Exercise instructions
Give again only the lines from the line that holds "Recreate this image" to the end of the data, inclusive, omitting all pictures.

(Records from a dataset)
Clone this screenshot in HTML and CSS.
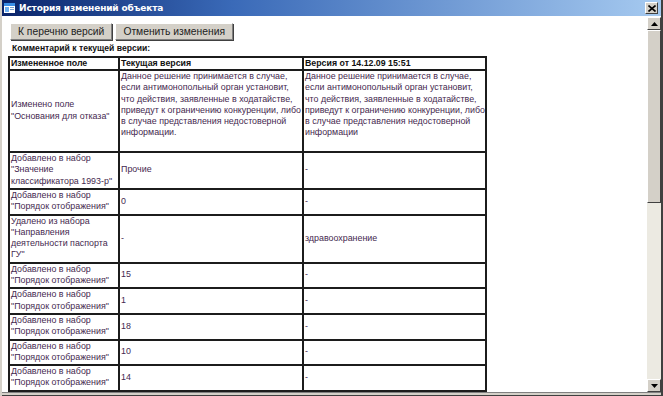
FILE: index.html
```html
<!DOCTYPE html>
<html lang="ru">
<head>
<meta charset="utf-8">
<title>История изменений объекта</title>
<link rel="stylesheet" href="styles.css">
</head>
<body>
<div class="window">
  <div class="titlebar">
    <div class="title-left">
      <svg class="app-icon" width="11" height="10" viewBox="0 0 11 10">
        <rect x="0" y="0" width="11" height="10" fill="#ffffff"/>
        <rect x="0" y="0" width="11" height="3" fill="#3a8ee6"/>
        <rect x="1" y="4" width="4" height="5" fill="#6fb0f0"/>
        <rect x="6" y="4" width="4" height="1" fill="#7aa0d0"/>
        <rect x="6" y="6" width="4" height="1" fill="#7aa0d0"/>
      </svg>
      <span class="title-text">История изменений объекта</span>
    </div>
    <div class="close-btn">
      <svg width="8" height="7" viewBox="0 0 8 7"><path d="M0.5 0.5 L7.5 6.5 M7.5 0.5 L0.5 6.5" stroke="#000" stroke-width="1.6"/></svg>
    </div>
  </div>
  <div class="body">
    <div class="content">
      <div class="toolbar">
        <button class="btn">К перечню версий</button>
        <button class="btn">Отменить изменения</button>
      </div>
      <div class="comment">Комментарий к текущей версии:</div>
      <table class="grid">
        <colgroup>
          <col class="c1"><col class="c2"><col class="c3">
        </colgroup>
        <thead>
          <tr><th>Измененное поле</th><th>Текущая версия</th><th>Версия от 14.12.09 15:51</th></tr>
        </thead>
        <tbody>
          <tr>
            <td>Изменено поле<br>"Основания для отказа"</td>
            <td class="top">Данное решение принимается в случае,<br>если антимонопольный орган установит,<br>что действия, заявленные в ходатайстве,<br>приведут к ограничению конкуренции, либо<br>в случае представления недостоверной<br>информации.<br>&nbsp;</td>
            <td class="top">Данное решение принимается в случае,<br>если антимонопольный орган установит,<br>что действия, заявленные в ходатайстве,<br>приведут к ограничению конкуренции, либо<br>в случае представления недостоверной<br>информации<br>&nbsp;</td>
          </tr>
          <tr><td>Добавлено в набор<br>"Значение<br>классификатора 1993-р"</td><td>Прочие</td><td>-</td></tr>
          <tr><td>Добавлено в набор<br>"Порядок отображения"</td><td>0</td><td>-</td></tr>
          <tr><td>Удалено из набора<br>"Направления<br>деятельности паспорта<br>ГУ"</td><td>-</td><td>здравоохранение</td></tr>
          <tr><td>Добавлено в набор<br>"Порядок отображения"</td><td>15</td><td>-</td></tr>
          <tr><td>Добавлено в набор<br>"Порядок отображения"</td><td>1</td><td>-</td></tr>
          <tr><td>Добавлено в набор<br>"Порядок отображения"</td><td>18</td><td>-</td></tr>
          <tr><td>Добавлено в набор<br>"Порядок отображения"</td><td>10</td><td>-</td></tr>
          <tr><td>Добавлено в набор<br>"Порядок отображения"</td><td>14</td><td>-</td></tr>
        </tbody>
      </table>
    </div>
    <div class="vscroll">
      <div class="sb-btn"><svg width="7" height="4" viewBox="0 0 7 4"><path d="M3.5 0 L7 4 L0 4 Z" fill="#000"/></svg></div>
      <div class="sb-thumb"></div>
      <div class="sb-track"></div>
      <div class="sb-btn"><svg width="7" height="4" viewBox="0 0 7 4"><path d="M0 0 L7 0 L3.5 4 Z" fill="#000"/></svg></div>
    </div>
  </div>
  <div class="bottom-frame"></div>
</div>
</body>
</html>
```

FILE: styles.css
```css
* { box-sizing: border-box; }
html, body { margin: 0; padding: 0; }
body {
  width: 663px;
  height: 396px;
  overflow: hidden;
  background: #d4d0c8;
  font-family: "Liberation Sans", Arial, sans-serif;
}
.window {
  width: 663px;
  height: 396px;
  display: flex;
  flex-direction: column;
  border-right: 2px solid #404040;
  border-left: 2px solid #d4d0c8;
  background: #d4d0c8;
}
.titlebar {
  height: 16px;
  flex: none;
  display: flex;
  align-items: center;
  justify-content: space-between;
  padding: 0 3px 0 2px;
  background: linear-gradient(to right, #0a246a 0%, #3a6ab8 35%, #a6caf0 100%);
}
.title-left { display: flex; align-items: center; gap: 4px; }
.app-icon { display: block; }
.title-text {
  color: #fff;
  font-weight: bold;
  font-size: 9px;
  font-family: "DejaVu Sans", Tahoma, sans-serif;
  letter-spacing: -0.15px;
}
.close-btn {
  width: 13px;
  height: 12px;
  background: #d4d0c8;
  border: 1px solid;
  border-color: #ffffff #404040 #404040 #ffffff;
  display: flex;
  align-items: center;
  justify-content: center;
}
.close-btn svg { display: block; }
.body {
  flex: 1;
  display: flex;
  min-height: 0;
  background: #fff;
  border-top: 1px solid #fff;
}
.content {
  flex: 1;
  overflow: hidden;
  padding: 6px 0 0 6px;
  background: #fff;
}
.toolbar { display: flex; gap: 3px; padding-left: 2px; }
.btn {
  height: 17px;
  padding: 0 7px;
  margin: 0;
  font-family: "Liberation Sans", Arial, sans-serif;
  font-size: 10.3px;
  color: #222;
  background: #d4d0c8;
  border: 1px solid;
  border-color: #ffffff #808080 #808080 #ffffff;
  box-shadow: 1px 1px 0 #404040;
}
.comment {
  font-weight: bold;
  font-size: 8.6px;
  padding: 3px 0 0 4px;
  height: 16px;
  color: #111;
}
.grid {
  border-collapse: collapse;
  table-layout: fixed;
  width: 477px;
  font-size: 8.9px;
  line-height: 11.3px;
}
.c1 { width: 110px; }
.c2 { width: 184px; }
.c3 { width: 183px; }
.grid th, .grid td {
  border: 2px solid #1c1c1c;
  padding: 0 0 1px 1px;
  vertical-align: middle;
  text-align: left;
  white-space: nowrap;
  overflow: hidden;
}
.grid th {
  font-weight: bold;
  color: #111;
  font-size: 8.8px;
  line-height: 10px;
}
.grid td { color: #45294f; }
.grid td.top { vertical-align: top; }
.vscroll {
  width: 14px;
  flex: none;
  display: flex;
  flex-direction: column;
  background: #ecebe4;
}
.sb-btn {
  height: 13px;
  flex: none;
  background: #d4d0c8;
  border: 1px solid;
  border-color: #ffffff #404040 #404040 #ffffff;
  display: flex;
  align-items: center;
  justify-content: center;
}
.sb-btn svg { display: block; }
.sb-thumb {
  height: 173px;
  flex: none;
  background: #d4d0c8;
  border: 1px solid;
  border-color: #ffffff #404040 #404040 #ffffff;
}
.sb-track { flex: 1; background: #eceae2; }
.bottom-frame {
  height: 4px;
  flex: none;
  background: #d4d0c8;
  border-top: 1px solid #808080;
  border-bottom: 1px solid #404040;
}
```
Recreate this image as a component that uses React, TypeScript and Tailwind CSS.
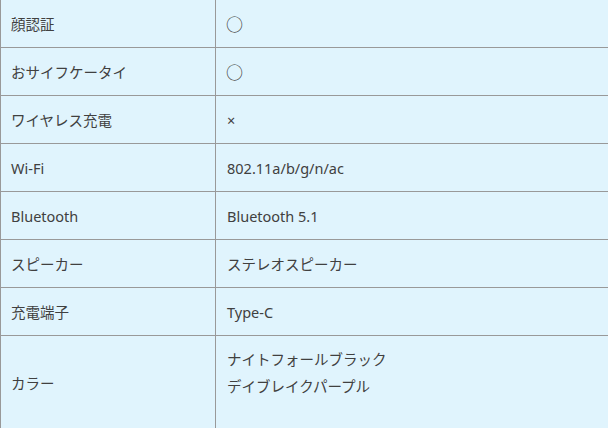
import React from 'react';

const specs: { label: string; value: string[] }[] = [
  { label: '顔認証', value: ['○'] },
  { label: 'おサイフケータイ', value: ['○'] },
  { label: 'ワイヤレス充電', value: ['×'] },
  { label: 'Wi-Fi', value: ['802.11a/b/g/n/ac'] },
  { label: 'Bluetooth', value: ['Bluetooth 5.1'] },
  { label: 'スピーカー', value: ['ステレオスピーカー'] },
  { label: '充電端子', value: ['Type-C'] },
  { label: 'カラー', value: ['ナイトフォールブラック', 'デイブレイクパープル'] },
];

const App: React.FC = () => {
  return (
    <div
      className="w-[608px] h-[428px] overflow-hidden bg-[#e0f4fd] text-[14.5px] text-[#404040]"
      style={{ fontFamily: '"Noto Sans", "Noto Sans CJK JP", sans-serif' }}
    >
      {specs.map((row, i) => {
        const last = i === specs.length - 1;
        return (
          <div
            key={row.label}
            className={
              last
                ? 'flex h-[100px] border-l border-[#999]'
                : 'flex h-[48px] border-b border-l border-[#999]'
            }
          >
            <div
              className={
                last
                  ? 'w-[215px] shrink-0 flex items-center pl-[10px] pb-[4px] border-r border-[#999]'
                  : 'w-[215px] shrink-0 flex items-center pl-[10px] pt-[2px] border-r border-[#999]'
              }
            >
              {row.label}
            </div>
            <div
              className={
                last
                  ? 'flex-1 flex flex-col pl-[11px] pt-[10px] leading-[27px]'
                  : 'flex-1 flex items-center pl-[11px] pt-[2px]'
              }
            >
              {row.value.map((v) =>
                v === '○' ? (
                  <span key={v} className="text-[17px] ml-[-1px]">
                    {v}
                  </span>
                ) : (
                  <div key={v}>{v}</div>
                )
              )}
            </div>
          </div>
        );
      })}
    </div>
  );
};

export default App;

Answer in full
Recreate this image as a component that uses React, TypeScript and Tailwind CSS.
import React from 'react';

const specs: { label: string; value: string[] }[] = [
  { label: '顔認証', value: ['○'] },
  { label: 'おサイフケータイ', value: ['○'] },
  { label: 'ワイヤレス充電', value: ['×'] },
  { label: 'Wi-Fi', value: ['802.11a/b/g/n/ac'] },
  { label: 'Bluetooth', value: ['Bluetooth 5.1'] },
  { label: 'スピーカー', value: ['ステレオスピーカー'] },
  { label: '充電端子', value: ['Type-C'] },
  { label: 'カラー', value: ['ナイトフォールブラック', 'デイブレイクパープル'] },
];

const App: React.FC = () => {
  return (
    <div
      className="w-[608px] h-[428px] overflow-hidden bg-[#e0f4fd] text-[14.5px] text-[#404040]"
      style={{ fontFamily: '"Noto Sans", "Noto Sans CJK JP", sans-serif' }}
    >
      {specs.map((row, i) => {
        const last = i === specs.length - 1;
        return (
          <div
            key={row.label}
            className={
              last
                ? 'flex h-[100px] border-l border-[#999]'
                : 'flex h-[48px] border-b border-l border-[#999]'
            }
          >
            <div
              className={
                last
                  ? 'w-[215px] shrink-0 flex items-center pl-[10px] pb-[4px] border-r border-[#999]'
                  : 'w-[215px] shrink-0 flex items-center pl-[10px] pt-[2px] border-r border-[#999]'
              }
            >
              {row.label}
            </div>
            <div
              className={
                last
                  ? 'flex-1 flex flex-col pl-[11px] pt-[10px] leading-[27px]'
                  : 'flex-1 flex items-center pl-[11px] pt-[2px]'
              }
            >
              {row.value.map((v) =>
                v === '○' ? (
                  <span key={v} className="text-[17px] ml-[-1px]">
                    {v}
                  </span>
                ) : (
                  <div key={v}>{v}</div>
                )
              )}
            </div>
          </div>
        );
      })}
    </div>
  );
};

export default App;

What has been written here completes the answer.